The solution to this is to take more of the taxes from the very wealthy and less from the very poor, ideally while creating jobs for the unemployed. It doesn't help the unemployed if you don't tax the income they don't have, you need to create jobs in the US. Public works projects are a traditional way to do this and spending money on broadband can create a lot more jobs than in other areas because it enables new telcos to form and existing internet businesses to expand, if it is implemented well anyway.
If you give tax breaks to the lowest earners, they buy more tv's and mcdonald's...
The low earners are already not paying any taxes because they have no income or not enough to count.
...give the tax breaks to the middle and upper class, and they end up investing in new business and current business expansion.
Tax breaks to the middle help. Tax breaks to the upper class, not so much. That's what they've been trying for the last 8 years. It's called "trickle down economics" and even the die hard supporters are admitting it is a failure. Everything they invest is a tax write off anyway, so taxing them less does not really motivate them to invest more and lot of what they invest in creates jobs overseas instead of in the US.

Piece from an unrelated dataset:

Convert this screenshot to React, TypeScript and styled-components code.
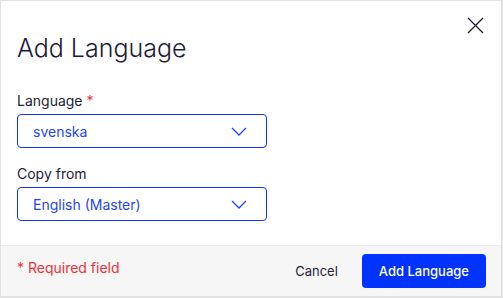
import React from "react"
import styled, { createGlobalStyle } from 'styled-components'

const GlobalStyle = createGlobalStyle`
    html, body {
        margin: 0;
        padding: 0;
        background: #e2e2e2;
        font-family: Inter, "Noto Sans", sans-serif;
    }
`

const Page = styled.div`
    padding: 1px 2px 2px 1px;
    width: 500px;
    height: 295px;
`

const Dialog = styled.div`
    width: 500px;
    height: 295px;
    background: #fff;
    display: flex;
    flex-direction: column;
    box-sizing: border-box;
`

const Body = styled.div`
    flex: 1;
    padding: 28px 16px 0 16px;
    display: flex;
    flex-direction: column;
`

const Header = styled.div`
    display: flex;
    justify-content: space-between;
    align-items: flex-start;
`

const Title = styled.h1`
    margin: 0;
    font-size: 25px;
    line-height: 38px;
    font-weight: 300;
    color: #1c1b3a;
`

const CloseButton = styled.button`
    border: none;
    background: none;
    padding: 0;
    margin: -14px 0 0 0;
    width: 20px;
    height: 20px;
    display: flex;
    align-items: center;
    justify-content: center;
    cursor: pointer;
`

const Form = styled.div`
    margin-top: 25px;
    display: flex;
    flex-direction: column;
    gap: 17px;
`

const Field = styled.div`
    display: flex;
    flex-direction: column;
    gap: 5px;
`

const Label = styled.label`
    font-size: 14px;
    line-height: 17px;
    color: #23223a;
`

const Star = styled.span`
    color: #f0303a;
`

const Select = styled.div`
    width: 250px;
    height: 34px;
    box-sizing: border-box;
    border: 1px solid #0a35ff;
    border-radius: 4px;
    display: flex;
    align-items: center;
    justify-content: space-between;
    padding: 0 19px 0 15px;
    font-size: 14px;
    color: #1f44ff;
    cursor: pointer;
`

const Footer = styled.div`
    height: 50px;
    background: #f6f6f6;
    border-top: 1px solid #ebebeb;
    display: flex;
    align-items: center;
    justify-content: space-between;
    padding: 0 15px 0 16px;
`

const Required = styled.span`
    font-size: 14px;
    color: #f0303a;
    margin-top: -8px;
`

const Actions = styled.div`
    display: flex;
    align-items: center;
    gap: 24px;
`

const CancelButton = styled.button`
    border: none;
    background: none;
    font-family: inherit;
    font-size: 13px;
    color: #23223a;
    padding: 0;
    cursor: pointer;
`

const PrimaryButton = styled.button`
    border: none;
    background: #0033ff;
    color: #fff;
    font-family: inherit;
    font-size: 13px;
    font-weight: 500;
    height: 34px;
    padding: 0 17px;
    border-radius: 4px;
    cursor: pointer;
`

const Chevron = () => (
    <svg width="16" height="9" viewBox="0 0 16 9" fill="none">
        <path d="M1 1l7 7 7-7" stroke="#1f44ff" strokeWidth="1.3" />
    </svg>
)

const CloseIcon = () => (
    <svg width="17" height="17" viewBox="0 0 17 17" fill="none">
        <path d="M1 1l15 15M16 1L1 16" stroke="#1c1b3a" strokeWidth="1.3" />
    </svg>
)

const App: React.FunctionComponent = () => {
    return (
        <Page>
            <GlobalStyle />
            <Dialog>
                <Body>
                    <Header>
                        <Title>Add Language</Title>
                        <CloseButton aria-label="Close"><CloseIcon /></CloseButton>
                    </Header>
                    <Form>
                        <Field>
                            <Label>Language <Star>*</Star></Label>
                            <Select>svenska<Chevron /></Select>
                        </Field>
                        <Field>
                            <Label>Copy from</Label>
                            <Select>English (Master)<Chevron /></Select>
                        </Field>
                    </Form>
                </Body>
                <Footer>
                    <Required>* Required field</Required>
                    <Actions>
                        <CancelButton>Cancel</CancelButton>
                        <PrimaryButton>Add Language</PrimaryButton>
                    </Actions>
                </Footer>
            </Dialog>
        </Page>
    )
}

export default App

If the greedy bastards in DC would quit thinking of tax revenue as their "income" and just cut taxes across the board, including corporate and capital gains taxes, I'd bet you a non-free beer that you would see IMMEDIATE stock market growth, followed by strong GDP growth, dropping unemployment, and REAL opportunity.
It's been tried historically and it did not work. The problem is wealth disparity more than anything else. Tax cuts across the board do nothing to redistribute the wealth, so it will continue to consolidate and we'll have continued instability.
Tax dollars spent on infrastructure do stay in circulation. They go to pay wages to people who are currently unemployed. Bill Gates pays a thousand times less taxes than I do (as a percentage of income). He can afford to pay a much, much larger share and still eat and live normally and if he has to that money can do a lot to solve the debt problems of the very poor so they don't lose their houses and so they can have jobs building infrastructure that grows the economy overall. It helps the US economy a lot more than letting him give it to Africans and invest in creating more jobs in India.
Basically, I don't think you've really studied the economics of recession and the great depression specifically. There are some good books out there that are informative and entertaining. You might want to check one out.
Dear Politicians,
I work for a small, but growing, ISP, so bear with me, as this subject annoys me to no end. Not every problem can be solved by simply throwing a bunch of money at it and hoping for the best. All the wrong people are going to end up with that money, either corrupt individuals, or large carriers who are more interested in squelching small competition so they can continue to shaft their customers left and right. They don't want to improve, improvements cost money, big cable wants to maintain the status quo. Either way, none of this money is going to be used to service undeserved areas. Keep the money, please, don't give anyone a single dime.
You say you want to see internet delivered to the undeserved? Have you looked around? Some of us are doing just that. We are using part-15 spectrum to deliver 5+ megabit service to residents with no cable or DSL service available. Do you know what part-15 of the spectrum is, in reality? It is the useless chunks of the airspace that no one else wanted, 900 mhz, 2.4 ghz, 5.8 ghz, and a few others. Despite the severe limitations imposed on us all by the FCC, we have delivered magic to customers and businesses in these so called undeserved areas. We have used the crap airwaves no one else wanted, served the customers that big telco called profitless, and we are financially solvent. Keep the money, we don't need it, and the big companies don't deserve it.
So, I hear this tremendously useful band of data is going to be free from use soon, and that its fate is largely undecided. I have already mentioned that we have taken some of the worst air space in existence, and delivered an amazing service to our customers. What do you suppose would happen if you let us use that band to deliver broadband? Interference free, crystal clear transmissions of a massive amount of data to every nearly home that wanted it, Keep the money, give us the spectrum.
So you want to see the entire nation lit up on the broadband map, who do you think is going to do that? Verizon? Comcast? AT&T? If they could have, they would have done it by now, lord knows, you have thrown enough cash at the big players already, and I still get phone calls from happy new customers, glad to have service, because no one else offered it. No, broadband is going to come from the small business, there are thousands of us out there, we call ourselves WISPs, and we are doing what the Bells have told you cannot be done: We brought broadband to rural America. We have delivered affordable, quality service with a smile, with the worst tools we had to use. Now, imagine what we could do if we had 700 mhz. I am not asking you to give it to just me, I am not asking you to hand it over to only small companies, no, let all internet service providers have a fair crack at 700 mhz, and watch us deliver. Let Capitalism rear its blind, careless head, and watch the strong survive, and the weak fall. I already know I can win my own spot in the national broadband market, because I have been beating the telecom giants at their own game for 5 years, and winning. Keep the money, give us 700 mhz!